Long-term depression of a sympathetic ganglionic response to opioids by prolonged synaptic activity and by phorbol esters

Abstract

We studied the effect of the adenylate cyclase activator forskolin, of protein kinase C-activating phorbol esters and of prolonged preganglionic input activation on the inhibitory response of the perfused superior cervical ganglion of the cat to exogenous met-enkephalin (Met-ENK). Met-ENK inhibited, in a concentration-dependent manner, the postganglionic compound action potential evoked by cervical sympathetic trunk stimulation.
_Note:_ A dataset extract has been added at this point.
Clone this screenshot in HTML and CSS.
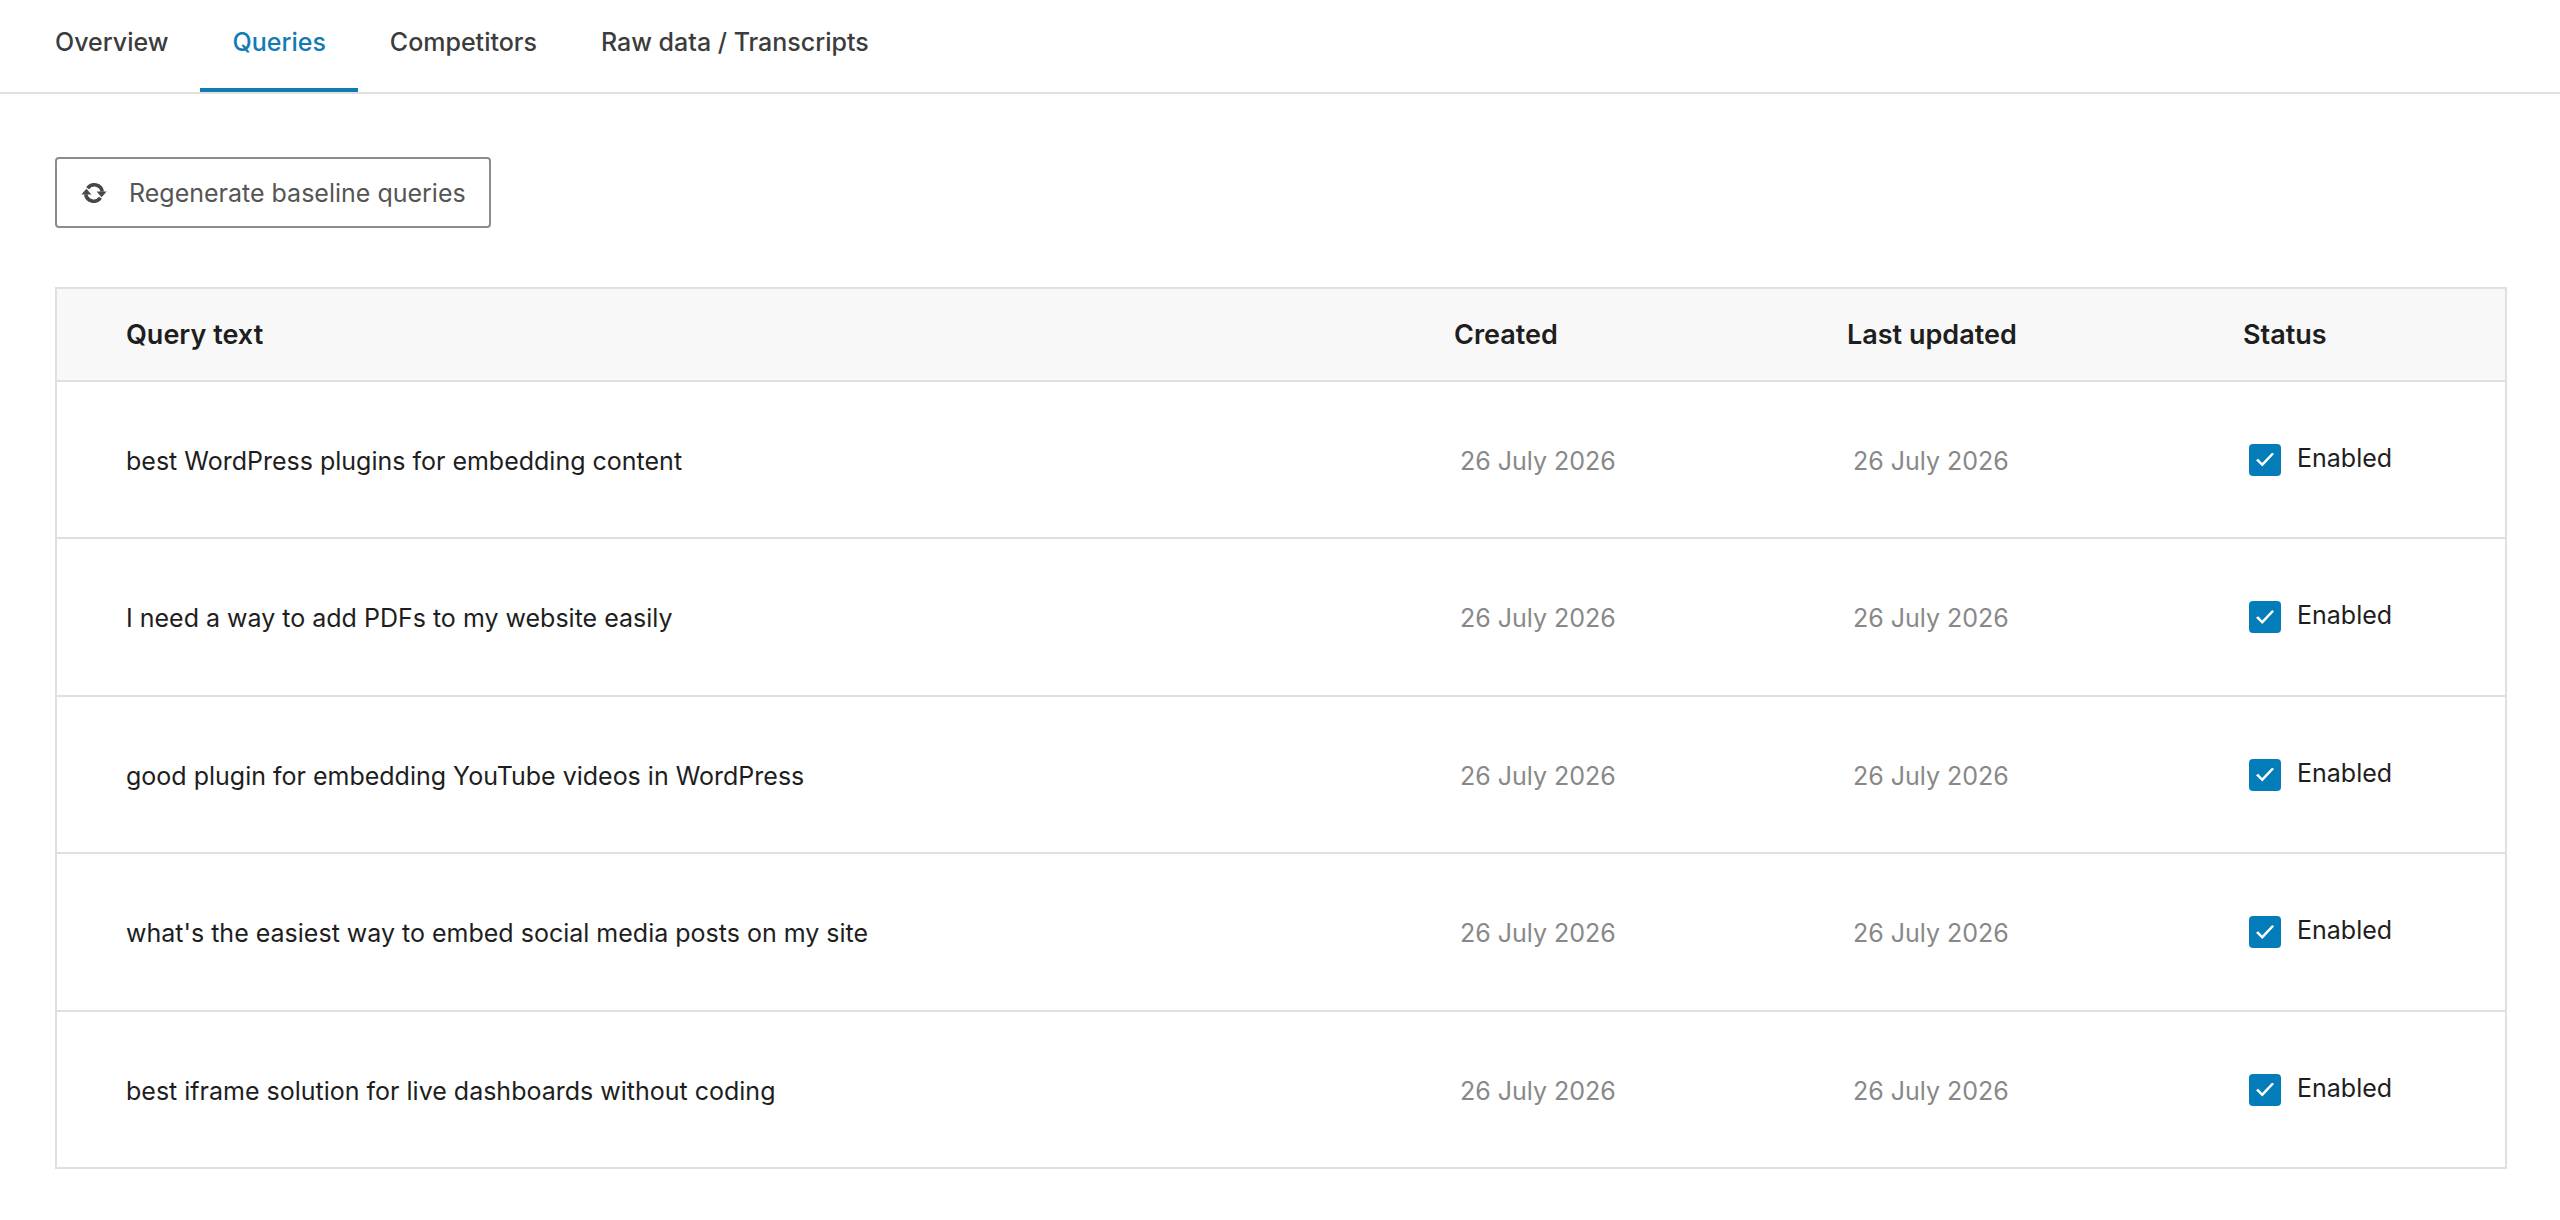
FILE: index.html
```html
<!DOCTYPE html>
<html lang="en">
<head>
<meta charset="utf-8">
<meta name="viewport" content="width=device-width, initial-scale=1">
<title>Queries</title>
<link rel="stylesheet" href="styles.css">
</head>
<body>
<nav class="tabs" aria-label="Sections">
  <a class="tab" href="#overview">Overview</a>
  <a class="tab tab-active" href="#queries" aria-current="page">Queries</a>
  <a class="tab" href="#competitors">Competitors</a>
  <a class="tab" href="#raw">Raw data / Transcripts</a>
</nav>
<main class="content">
  <button class="button" type="button">
    <svg class="button-icon" viewBox="0 0 26 20" aria-hidden="true">
      <path d="M6.6 5.2A8.2 8.2 0 0 1 21.3 8.6" fill="none" stroke="currentColor" stroke-width="3.6"/>
      <path d="M19.4 14.8A8.2 8.2 0 0 1 4.7 11.4" fill="none" stroke="currentColor" stroke-width="3.6"/>
      <path d="M15.6 8.6H25.6L20.6 14.2Z" fill="currentColor"/>
      <path d="M10.4 11.4H.4L5.4 5.8Z" fill="currentColor"/>
    </svg>
    Regenerate baseline queries
  </button>
  <table class="queries">
    <colgroup><col><col class="col-created"><col class="col-updated"><col class="col-status"></colgroup>
    <thead>
      <tr><th scope="col">Query text</th><th scope="col">Created</th><th scope="col">Last updated</th><th scope="col">Status</th></tr>
    </thead>
    <tbody>
      <tr><td class="query">best WordPress plugins for embedding content</td><td class="date">26 July 2026</td><td class="date">26 July 2026</td><td><label class="status"><input class="checkbox" type="checkbox" checked><span class="status-text">Enabled</span></label></td></tr>
      <tr><td class="query">I need a way to add PDFs to my website easily</td><td class="date">26 July 2026</td><td class="date">26 July 2026</td><td><label class="status"><input class="checkbox" type="checkbox" checked><span class="status-text">Enabled</span></label></td></tr>
      <tr><td class="query">good plugin for embedding YouTube videos in WordPress</td><td class="date">26 July 2026</td><td class="date">26 July 2026</td><td><label class="status"><input class="checkbox" type="checkbox" checked><span class="status-text">Enabled</span></label></td></tr>
      <tr><td class="query">what's the easiest way to embed social media posts on my site</td><td class="date">26 July 2026</td><td class="date">26 July 2026</td><td><label class="status"><input class="checkbox" type="checkbox" checked><span class="status-text">Enabled</span></label></td></tr>
      <tr><td class="query">best iframe solution for live dashboards without coding</td><td class="date">26 July 2026</td><td class="date">26 July 2026</td><td><label class="status"><input class="checkbox" type="checkbox" checked><span class="status-text">Enabled</span></label></td></tr>
    </tbody>
  </table>
</main>
</body>
</html>
```
FILE: styles.css
```css
* {
  box-sizing: border-box;
}

body {
  margin: 0;
  background: #fff;
  color: #1e1e1e;
  font: 400 25px/32px Inter, "Liberation Sans", sans-serif;
}

.tabs {
  display: flex;
  padding: 0 23px;
  border-bottom: 2px solid #e0e0e0;
}

.tab {
  padding: 26px 32px 30px;
  border-bottom: 4px solid transparent;
  color: #3c3c3c;
  font-weight: 500;
  text-decoration: none;
}

.tab-active {
  border-color: #117cb3;
  color: #117cb3;
}

.content {
  padding: 63px 53px 50px 55px;
}

.button {
  display: flex;
  align-items: center;
  gap: 22px;
  margin: 0 0 59px;
  padding: 18px 23px 17px 24px;
  border: 2px solid #8c8c8c;
  border-radius: 4px;
  background: #fff;
  color: #555;
  font: inherit;
}

.button-icon {
  width: 26px;
  height: 20px;
  color: #484848;
}

.queries {
  width: 100%;
  table-layout: fixed;
  border: 2px solid #e0e0e0;
  border-spacing: 0;
}

.col-created {
  width: 393px;
}

.col-updated {
  width: 396px;
}

.col-status {
  width: 262px;
}

th {
  padding: 30px 0 29px;
  background: #f8f8f8;
  font-size: 27px;
  font-weight: 600;
  text-align: left;
}

th:first-child,
td:first-child {
  padding-left: 69px;
}

td {
  height: 157px;
  padding: 0 0 0 6px;
  border-top: 2px solid #e0e0e0;
}

tr:nth-child(even) td {
  height: 158px;
}

.query,
.date {
  padding-top: 2px;
}

.date {
  color: #888;
}

.status {
  display: flex;
  align-items: center;
  gap: 16px;
}

.status-text {
  padding-bottom: 4px;
}

.checkbox {
  display: grid;
  place-content: center;
  width: 32px;
  height: 32px;
  margin: 0;
  border-radius: 4px;
  background: #fff;
  appearance: none;
}

.checkbox:checked {
  background: #047cb9;
}

.checkbox:checked::before {
  width: 18px;
  height: 14px;
  background: #fff;
  clip-path: polygon(0 55%, 12% 44%, 34% 75%, 90% 0, 100% 10%, 35% 100%);
  content: "";
}
```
The inhibition was reversible, was blocked by naloxone as well as by pertussis toxin and showed no homologous desensitization in the concentration range 0.01–10 μM. Pretreatment of the ganglion with 4β-phorbol 12,13-dibutyrate or 4β-phorbol 12,13-diacetate depressed the Met-ENK response for several hours, while pretreatment with forskolin had no effect. This action of phorbol esters was prevented by the protein kinase inhibitor H-7 but not by the calmodulin antagonist W-7 or the protein kinase A inhibitor HA 1004 and was calcium-dependent. Recovery of the response from the depression produced by phorbol esters was not affected by a protein synthesis inhibitor. A 40 Hz 20 min stimulus train to the cervical sympathetic trunk mimicked the effect of phorbol esters, depressing for several hours the inhibition produced by Met-ENK. Stimulus trains of duration shorter than 5 min or frequency lower than 5 Hz were ineffective. This effect of prolonged preganglionic stimulation occurred even when the stimulus train was delivered during complete block of nicotinic and muscarinic ganglionic transmission but was lost when the stimulus train was delivered during perfusion with calcium-free Krebs. The protein kinase inhibitor H-7 prevented the depression of the Met-ENK response by the train, while W-7 and HA 1004 had no effect. These findings suggest that, in the superior cervical ganglion of the cat, a kinase, activated by phorbol esters and inhibited by H-7, exerts a long-term control of the ganglion cell responsiveness to opiate receptor activation. A similar mechanism can be synaptically activated by a non-cholinergic transmitter, released by the preganglionic axons during prolonged, high frequency, activity.